This documentation aims to show some findings over the summer of 2019 collaborating between the University of Bath's SAMBa and Department of Biology & Biochemistry. The objective is to classify various meta-information given the counts of a large number of KMERs i.e. a single count could be for how many times 'TTTAGC' appeared in a read of DNA.
The presented can be broken down into two different sets; counts of KMERs and target classifications for phage and stx types along with foreign travel and foreign region locataions. The data provided is largely skewed towards the UK as the data is provided from a UK source.
Princple Component Analysis (PCA) is a great tool to cluster data together on the assumption the data has linear relationships. When carried out with respect to phage and stx types we yield:
where state references stx as at the time, stx was labelled state.
According to the above cross-correlation plots and PCA dimensionality reduction visualisations between the KMERs and the meta-data classifications, we see that for the most, the linear relationships are weak. This motivates the use of non-linear methods, a lot of which sit in the machine learning community.

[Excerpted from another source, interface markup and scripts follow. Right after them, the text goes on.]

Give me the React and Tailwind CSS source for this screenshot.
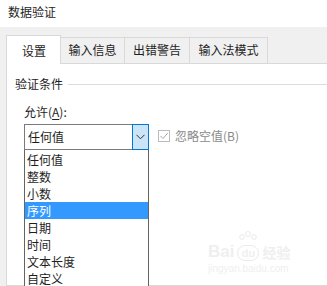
import React from 'react';

const items = ['任何值', '整数', '小数', '序列', '日期', '时间', '文本长度', '自定义'];

const tabs = [
    { label: '输入信息', w: 'w-[64px]' },
    { label: '出错警告', w: 'w-[65px]' },
    { label: '输入法模式', w: 'w-[78px]' },
];

export default function App() {
    return (
        <div className="w-[327px] h-[286px] overflow-hidden bg-white relative flex flex-col text-[12px] text-[#1e1e1e] font-['Microsoft_YaHei','Noto_Sans_CJK_SC',sans-serif]">
            {/* Title */}
            <div className="h-[27px] shrink-0 pl-[8px] flex items-center pb-[4px] leading-[16px]">数据验证</div>

            <div className="flex-1 bg-[#f0f0f0] pl-[6px] pt-[8px] flex flex-col">
                {/* Tabs */}
                <div className="h-[28px] flex items-end shrink-0">
                    <div className="w-[55px] h-[29px] bg-white border border-b-0 border-[#d9d9d9] relative z-10 -mb-px flex items-center justify-center pl-[1px] pt-[2px] leading-[16px]">设置</div>
                    {tabs.map(t => (
                        <div key={t.label} className={`${t.w} h-[26px] bg-[#f0f0f0] border-t border-r border-[#d9d9d9] flex items-center justify-center leading-[16px] pb-[1px]`}>{t.label}</div>
                    ))}
                </div>

                {/* Panel */}
                <div className="flex-1 bg-white border border-r-0 border-[#d9d9d9]">
                    <div className="pl-[8px] pt-[12px] flex items-center gap-[5px] leading-[16px]">
                        <span>验证条件</span>
                        <div className="flex-1 h-px bg-[#dcdcdc]" />
                    </div>

                    <div className="pl-[17px] mt-[12px] leading-[16px]">
                        允许(<span className="underline underline-offset-2">A</span>):
                    </div>

                    <div className="pl-[17px] mt-[4px] flex items-start">
                        {/* Combo */}
                        <div className="relative w-[125px] h-[26px] flex">
                            <div className="flex-1 border border-r-0 border-[#7a7a7a] flex items-center pl-[3px] leading-[16px]">任何值</div>
                            <div className="w-[17px] bg-[#cce4f7] border border-[#0078d7] flex items-center justify-center">
                                <svg width="9" height="6" viewBox="0 0 9 6">
                                    <path d="M0.5 0.8 L4.5 4.8 L8.5 0.8" fill="none" stroke="#333" strokeWidth="1" />
                                </svg>
                            </div>

                            {/* Dropdown list */}
                            <div className="absolute left-0 top-[26px] w-[125px] h-[140px] bg-white border border-t-0 border-[#646464] z-20 pt-px">
                                {items.map(it => (
                                    <div key={it} className={`h-[17px] pl-[2px] flex items-center leading-[16px] ${it === '序列' ? 'bg-[#3399ff] text-white' : ''}`}>{it}</div>
                                ))}
                            </div>
                        </div>

                        {/* Checkbox */}
                        <div className="ml-[9px] mt-[4px] flex items-center gap-[5px] text-[#8a8a8a]">
                            <div className="w-[12px] h-[12px] border border-[#bcbcbc] flex items-center justify-center">
                                <svg width="10" height="10" viewBox="0 0 10 10">
                                    <path d="M1.5 5 L4 7.5 L8.8 2" fill="none" stroke="#a8a8a8" strokeWidth="1" />
                                </svg>
                            </div>
                            <span className="leading-[16px]">忽略空值(B)</span>
                        </div>
                    </div>
                </div>
            </div>

            {/* Watermark */}
            <div className="absolute left-[208px] top-[231px] text-[#efefef] pointer-events-none select-none">
                <div className="flex items-end gap-[3px]">
                    <span className="text-[17px] font-bold leading-[18px] font-['Liberation_Sans',sans-serif]">Bai</span>
                    <div className="relative w-[22px] h-[30px]">
                        <svg width="22" height="16" viewBox="0 0 22 16" className="absolute top-0 left-0">
                            <ellipse cx="11" cy="3" rx="2.5" ry="2.5" fill="none" stroke="#ebebeb" />
                            <ellipse cx="5" cy="6" rx="2.2" ry="2.5" fill="none" stroke="#ebebeb" />
                            <ellipse cx="17" cy="6" rx="2.2" ry="2.5" fill="none" stroke="#ebebeb" />
                        </svg>
                        <span className="absolute bottom-0 left-0 w-[22px] h-[16px] rounded-full border border-[#ebebeb] text-[11px] font-bold leading-[14px] text-center font-['Liberation_Sans',sans-serif]">du</span>
                    </div>
                    <span className="text-[14px] font-bold leading-[18px]">经验</span>
                </div>
                <div className="text-[10px] leading-[12px] mt-[2px] font-['Liberation_Sans',sans-serif]">jingyan.baidu.com</div>
            </div>
        </div>
    );
}
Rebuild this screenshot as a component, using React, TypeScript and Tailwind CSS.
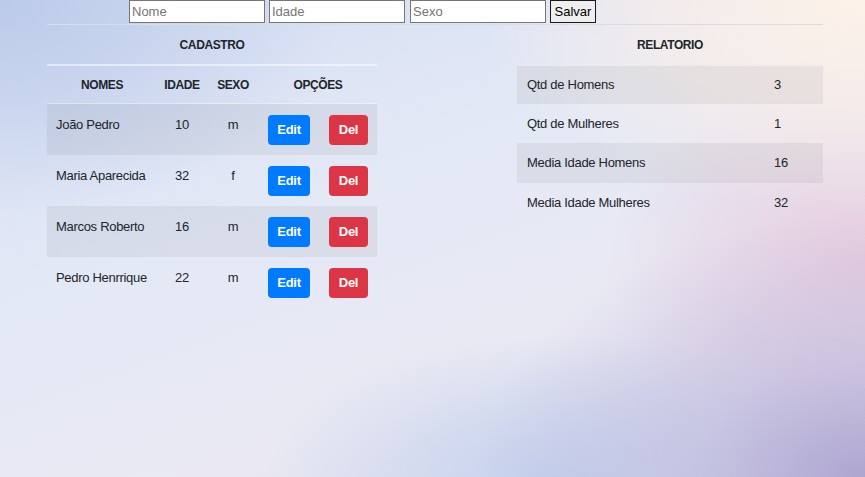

The Autoencoder is a a 2-part neural network. The first part, the encoder, attempts to reduce our data and the second part, the decoder, attempts to restore the reduced data back to the original. A simple analogy is to consider the zip compression on your computer. The actions of zipping content is similar to that of the encoder and likewise, unzipping content is similar to the decoder. To understand how the neural network learns, you will need to know the chain rule and some mathematical notation where this link explains it.

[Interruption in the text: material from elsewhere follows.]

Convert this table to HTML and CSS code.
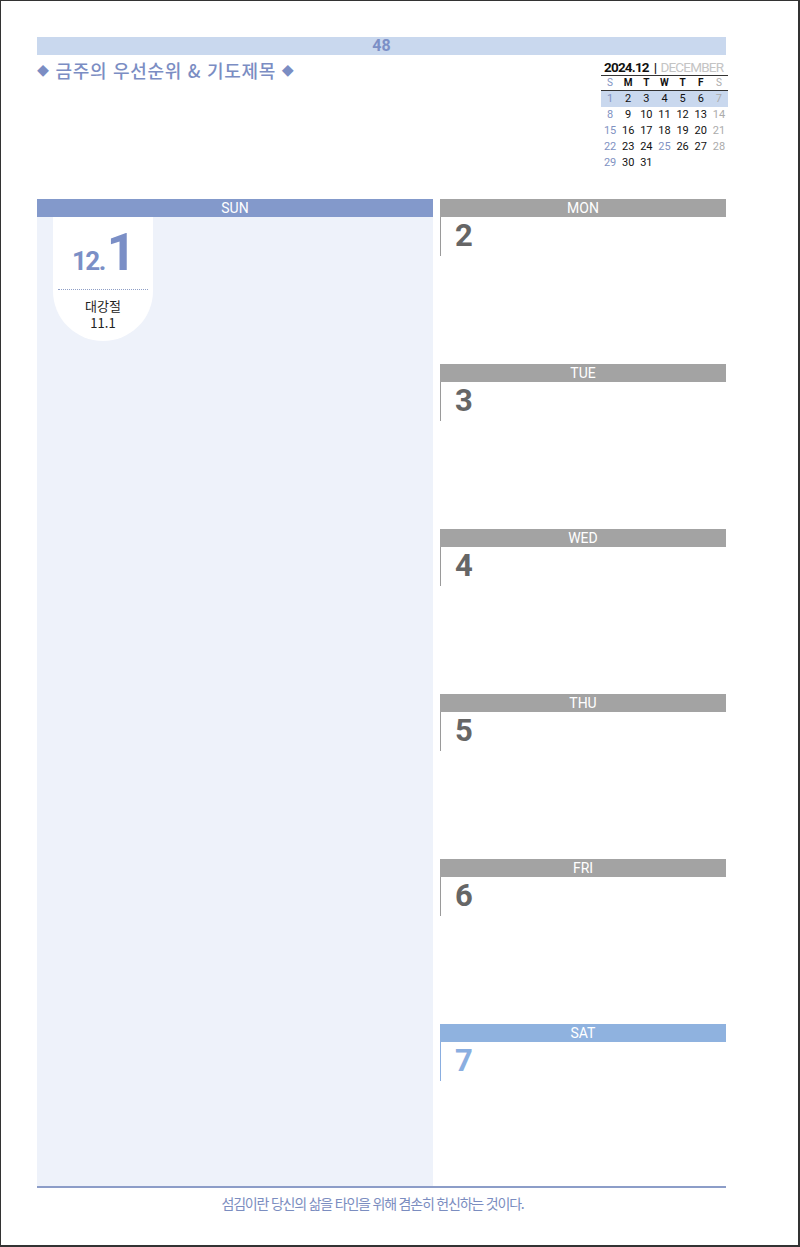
FILE: index.html
```html
<!DOCTYPE html>
<html lang="ko">
<head>
<meta charset="utf-8">
<title>48</title>
<link rel="stylesheet" href="styles.css">
</head>
<body>
<div class="page">
  <div class="topbar">48</div>
  <div class="head">
    <div class="title"><span class="dia">◆</span> 금주의 우선순위 &amp; 기도제목 <span class="dia">◆</span></div>
    <div class="mini">
      <div class="mini-title"><b>2024.12</b><span class="sep">|</span><span class="mname">DECEMBER</span></div>
      <div class="mrow dow"><span class="su">S</span><span>M</span><span>T</span><span>W</span><span>T</span><span>F</span><span class="sa">S</span></div>
      <div class="mrow hl"><span class="su">1</span><span>2</span><span>3</span><span>4</span><span>5</span><span>6</span><span class="sa">7</span></div>
      <div class="mrow"><span class="su">8</span><span>9</span><span>10</span><span>11</span><span>12</span><span>13</span><span class="sa">14</span></div>
      <div class="mrow"><span class="su">15</span><span>16</span><span>17</span><span>18</span><span>19</span><span>20</span><span class="sa">21</span></div>
      <div class="mrow"><span class="su">22</span><span>23</span><span>24</span><span class="su">25</span><span>26</span><span>27</span><span class="sa">28</span></div>
      <div class="mrow"><span class="su">29</span><span>30</span><span>31</span><span></span><span></span><span></span><span></span></div>
    </div>
  </div>
  <div class="main">
    <div class="sun">
      <div class="dh dh-sun">SUN</div>
      <div class="sun-body">
        <div class="badge">
          <div class="bdate"><span class="bm">12.</span><span class="bd">1</span></div>
          <div class="bline"></div>
          <div class="bnote">대강절<br>11.1</div>
        </div>
      </div>
    </div>
    <div class="days">
      <div class="day"><div class="dh">MON</div><div class="num">2</div></div>
      <div class="day"><div class="dh">TUE</div><div class="num">3</div></div>
      <div class="day"><div class="dh">WED</div><div class="num">4</div></div>
      <div class="day"><div class="dh">THU</div><div class="num">5</div></div>
      <div class="day"><div class="dh">FRI</div><div class="num">6</div></div>
      <div class="day sat"><div class="dh">SAT</div><div class="num">7</div></div>
    </div>
  </div>
  <div class="foot">섬김이란 당신의 삶을 타인을 위해 겸손히 헌신하는 것이다.</div>
</div>
</body>
</html>
```
FILE: styles.css
```css
* { box-sizing: border-box; }
html, body { margin: 0; padding: 0; background: #fff; }
body { font-family: "Noto Sans", "Noto Sans CJK KR", sans-serif; }

.page {
  width: 800px;
  height: 1247px;
  border: 1px solid #333;
  border-right-width: 2px;
  border-bottom-width: 2px;
  padding: 36px 72px 0 36px;
  display: flex;
  flex-direction: column;
}

.topbar {
  height: 18px;
  background: #c9d8ee;
  color: #7b8fc6;
  font-family: "Roboto", "Liberation Sans", sans-serif;
  font-weight: 700;
  font-size: 16px;
  line-height: 18px;
  text-align: center;
}

.head {
  height: 144px;
  display: flex;
  justify-content: space-between;
  align-items: flex-start;
}

.title {
  margin-top: 2px;
  font-family: "Noto Sans CJK KR", sans-serif;
  font-weight: 500;
  font-size: 18px;
  line-height: 26px;
  color: #7b8dc3;
  white-space: nowrap;
  letter-spacing: 0.7px;
}
.title .dia {
  font-size: 12px;
  vertical-align: 2px;
}

.mini {
  margin-top: 4px;
  width: 127px;
  margin-right: -2px;
  font-family: "Roboto", "Liberation Sans", sans-serif;
}
.mini-title {
  height: 17px;
  border-bottom: 1px solid #333;
  font-size: 13.5px;
  line-height: 17px;
  letter-spacing: -0.8px;
  white-space: nowrap;
  padding-left: 3px;
}
.mini-title b { color: #111; font-weight: 700; }
.mini-title .sep { color: #222; font-weight: 700; margin: 0 4px 0 5px; }
.mini-title .mname { color: #c4c4c4; font-weight: 400; }

.mrow {
  display: grid;
  grid-template-columns: repeat(7, 1fr);
  height: 16px;
  font-size: 11px;
  line-height: 16px;
  text-align: center;
  color: #111;
}
.mrow.dow {
  height: 15px;
  line-height: 14px;
  font-size: 10px;
  font-weight: 700;
  border-bottom: 1px solid #333;
}
.mrow.hl { background: #c9d8ee; }
.mrow .su { color: #8192c2; font-weight: 400; }
.mrow .sa { color: #ababab; font-weight: 400; }

.main {
  height: 987px;
  display: flex;
  gap: 7px;
}

.dh {
  height: 18px;
  background: #a3a3a3;
  color: #fff;
  font-family: "Roboto", "Liberation Sans", sans-serif;
  font-size: 14px;
  line-height: 18px;
  text-align: center;
}

.sun {
  width: 396px;
  display: flex;
  flex-direction: column;
}
.dh-sun { background: #8399cb; }
.sun-body {
  flex: 1;
  background: #eef2fa;
  padding-left: 16px;
}

.badge {
  width: 100px;
  height: 124px;
  background: #fff;
  border-radius: 0 0 50px 50px;
  display: flex;
  flex-direction: column;
  align-items: center;
}
.bdate {
  margin-top: 7px;
  height: 58px;
  font-family: "Roboto", "Liberation Sans", sans-serif;
  font-weight: 700;
  color: #7b8fc6;
  line-height: 58px;
  white-space: nowrap;
  margin-left: 2px;
}
.bm { font-size: 26px; letter-spacing: -1.5px; }
.bd { font-size: 51px; margin-left: 2px; }
.bline {
  margin-top: 7px;
  width: 90px;
  border-top: 1px dotted #8f9fc6;
}
.bnote {
  margin-top: 7px;
  font-family: "Noto Sans CJK KR", sans-serif;
  font-size: 13px;
  line-height: 17px;
  color: #222;
  text-align: center;
}

.days {
  width: 286px;
  display: flex;
  flex-direction: column;
}
.day { height: 165px; }
.day.sat { height: auto; flex: 1; }
.num {
  height: 39px;
  border-left: 1px solid #9a9a9a;
  padding-left: 14px;
  font-family: "Roboto", "Liberation Sans", sans-serif;
  font-weight: 700;
  font-size: 31px;
  line-height: 38px;
  color: #666;
}
.sat .dh { background: #8fb2df; }
.sat .num { color: #8aaee0; border-left-color: #8aaee0; }

.foot {
  border-top: 2px solid #8c9dc8;
  height: 32px;
  padding-right: 18px;
  font-family: "Noto Sans CJK KR", sans-serif;
  font-size: 14px;
  line-height: 30px;
  color: #7b8dc0;
  text-align: center;
  letter-spacing: -1.2px;
}
```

Since the dataset is huge i.e. a single observation could have millions of KMERs, reducing that many numbers to 2 or 3 numbers seem near impossible to do! The below visualisations have attempted to map only the first 999 KMERs into 2 and 3 dimensions. At the time of originally carrying out this experiment, the main objectives were to classify phage and stx types only hence, foreign region / travel visualisations are missing. The 2D visualisations show clustering over training iterations (it learns over 5000 steps) whilst the 3D show final learnt embedding.

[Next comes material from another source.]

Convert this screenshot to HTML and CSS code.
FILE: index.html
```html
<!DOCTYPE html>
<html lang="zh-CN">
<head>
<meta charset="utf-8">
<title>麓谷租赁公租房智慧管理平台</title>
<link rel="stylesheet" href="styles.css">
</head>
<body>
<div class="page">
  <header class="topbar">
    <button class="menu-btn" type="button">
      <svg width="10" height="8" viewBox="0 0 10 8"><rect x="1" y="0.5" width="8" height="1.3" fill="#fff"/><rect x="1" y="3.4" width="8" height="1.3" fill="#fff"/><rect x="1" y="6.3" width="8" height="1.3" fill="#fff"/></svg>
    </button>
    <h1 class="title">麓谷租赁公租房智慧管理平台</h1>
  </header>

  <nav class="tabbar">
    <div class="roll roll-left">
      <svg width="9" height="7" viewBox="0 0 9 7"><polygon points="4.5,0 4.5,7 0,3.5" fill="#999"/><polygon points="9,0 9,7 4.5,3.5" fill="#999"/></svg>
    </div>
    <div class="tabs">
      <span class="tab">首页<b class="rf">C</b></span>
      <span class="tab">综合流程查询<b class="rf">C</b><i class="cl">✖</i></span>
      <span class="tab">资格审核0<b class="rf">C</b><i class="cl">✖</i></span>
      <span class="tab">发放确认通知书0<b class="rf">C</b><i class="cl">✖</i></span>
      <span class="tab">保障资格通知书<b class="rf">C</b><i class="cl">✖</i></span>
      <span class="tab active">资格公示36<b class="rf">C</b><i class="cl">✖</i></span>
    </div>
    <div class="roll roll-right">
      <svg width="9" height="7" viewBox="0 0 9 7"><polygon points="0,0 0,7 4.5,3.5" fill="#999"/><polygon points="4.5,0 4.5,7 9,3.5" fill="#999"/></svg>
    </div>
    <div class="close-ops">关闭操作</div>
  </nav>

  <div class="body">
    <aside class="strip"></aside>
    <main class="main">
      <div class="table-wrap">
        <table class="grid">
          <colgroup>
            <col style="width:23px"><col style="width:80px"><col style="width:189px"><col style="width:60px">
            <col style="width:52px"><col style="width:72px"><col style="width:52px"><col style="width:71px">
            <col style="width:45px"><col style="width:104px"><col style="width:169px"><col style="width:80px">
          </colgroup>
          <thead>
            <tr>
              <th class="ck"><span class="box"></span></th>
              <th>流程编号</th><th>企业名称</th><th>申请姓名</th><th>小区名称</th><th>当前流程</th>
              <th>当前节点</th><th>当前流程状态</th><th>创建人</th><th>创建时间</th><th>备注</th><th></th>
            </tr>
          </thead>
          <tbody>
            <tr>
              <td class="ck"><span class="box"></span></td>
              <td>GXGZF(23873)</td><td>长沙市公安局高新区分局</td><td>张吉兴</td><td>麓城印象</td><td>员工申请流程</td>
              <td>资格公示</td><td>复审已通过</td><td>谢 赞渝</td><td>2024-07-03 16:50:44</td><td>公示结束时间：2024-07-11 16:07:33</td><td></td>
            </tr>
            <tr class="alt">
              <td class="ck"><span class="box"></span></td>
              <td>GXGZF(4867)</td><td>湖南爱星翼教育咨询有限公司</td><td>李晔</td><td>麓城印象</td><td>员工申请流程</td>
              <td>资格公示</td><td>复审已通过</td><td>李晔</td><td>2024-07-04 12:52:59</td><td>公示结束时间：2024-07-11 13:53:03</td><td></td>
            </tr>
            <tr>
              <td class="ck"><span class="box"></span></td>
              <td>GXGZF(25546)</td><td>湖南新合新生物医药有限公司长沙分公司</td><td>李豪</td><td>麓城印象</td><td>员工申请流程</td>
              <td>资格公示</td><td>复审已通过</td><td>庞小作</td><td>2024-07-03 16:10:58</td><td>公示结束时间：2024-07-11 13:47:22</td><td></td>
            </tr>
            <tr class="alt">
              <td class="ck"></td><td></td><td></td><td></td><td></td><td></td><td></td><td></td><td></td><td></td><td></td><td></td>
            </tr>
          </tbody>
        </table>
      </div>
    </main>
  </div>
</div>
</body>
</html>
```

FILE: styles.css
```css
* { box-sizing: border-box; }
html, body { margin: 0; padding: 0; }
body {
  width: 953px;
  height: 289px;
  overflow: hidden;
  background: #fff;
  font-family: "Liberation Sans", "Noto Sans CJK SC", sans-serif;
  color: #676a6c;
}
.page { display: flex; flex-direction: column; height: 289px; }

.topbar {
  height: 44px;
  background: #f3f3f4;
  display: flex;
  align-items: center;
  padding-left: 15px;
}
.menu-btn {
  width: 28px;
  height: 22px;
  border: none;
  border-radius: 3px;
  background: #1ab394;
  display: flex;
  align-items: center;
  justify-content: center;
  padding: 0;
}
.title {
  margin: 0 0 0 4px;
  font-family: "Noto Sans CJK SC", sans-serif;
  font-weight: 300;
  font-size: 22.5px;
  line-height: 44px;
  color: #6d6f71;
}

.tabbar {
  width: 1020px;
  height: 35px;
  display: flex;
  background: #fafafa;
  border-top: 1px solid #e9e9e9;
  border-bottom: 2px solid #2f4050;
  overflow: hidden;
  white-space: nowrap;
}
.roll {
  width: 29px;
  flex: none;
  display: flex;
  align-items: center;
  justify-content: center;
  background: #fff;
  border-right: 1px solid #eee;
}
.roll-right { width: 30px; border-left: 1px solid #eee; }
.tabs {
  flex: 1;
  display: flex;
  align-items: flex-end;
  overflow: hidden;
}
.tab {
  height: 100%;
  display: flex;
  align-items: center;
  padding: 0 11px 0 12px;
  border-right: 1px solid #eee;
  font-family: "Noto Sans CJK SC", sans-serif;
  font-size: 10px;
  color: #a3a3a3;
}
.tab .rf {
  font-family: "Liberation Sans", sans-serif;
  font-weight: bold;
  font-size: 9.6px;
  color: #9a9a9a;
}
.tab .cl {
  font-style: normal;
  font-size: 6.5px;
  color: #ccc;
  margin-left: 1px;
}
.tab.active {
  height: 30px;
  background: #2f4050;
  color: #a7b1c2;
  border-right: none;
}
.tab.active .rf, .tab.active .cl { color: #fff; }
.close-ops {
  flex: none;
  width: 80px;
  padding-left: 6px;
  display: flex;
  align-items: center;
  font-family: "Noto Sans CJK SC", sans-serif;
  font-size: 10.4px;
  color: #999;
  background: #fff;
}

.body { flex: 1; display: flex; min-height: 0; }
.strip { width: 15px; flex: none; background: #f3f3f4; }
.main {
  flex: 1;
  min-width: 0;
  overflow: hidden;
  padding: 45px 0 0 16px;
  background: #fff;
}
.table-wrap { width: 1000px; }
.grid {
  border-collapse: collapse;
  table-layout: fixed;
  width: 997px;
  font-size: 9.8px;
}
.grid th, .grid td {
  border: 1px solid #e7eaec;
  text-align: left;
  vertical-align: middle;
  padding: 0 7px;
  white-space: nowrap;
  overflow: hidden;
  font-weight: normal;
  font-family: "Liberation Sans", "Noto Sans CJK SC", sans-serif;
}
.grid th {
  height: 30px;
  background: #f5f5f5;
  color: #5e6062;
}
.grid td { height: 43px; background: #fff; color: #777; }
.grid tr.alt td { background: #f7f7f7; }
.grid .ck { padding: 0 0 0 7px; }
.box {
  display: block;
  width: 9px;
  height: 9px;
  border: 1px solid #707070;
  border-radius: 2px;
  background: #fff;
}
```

For a quick intro to how Decision Trees and Random Forest works, try this link. If you already know how it works, then we know that it finds a series of queries like is feature1 > 5 that correctly classifies some observation with lots of features. To compare the performance of the standard logistic (linear) model and the random forest, below are boxplots for phage and stx types along with foreign region only. The experiment was done 10 times for the complete dataset with different element of randomness each time. Only common KMERs between the 2017 and 2018 datasets were considered with the first set of plots using all common KMERs and the second set with only the common KMERs of length 100.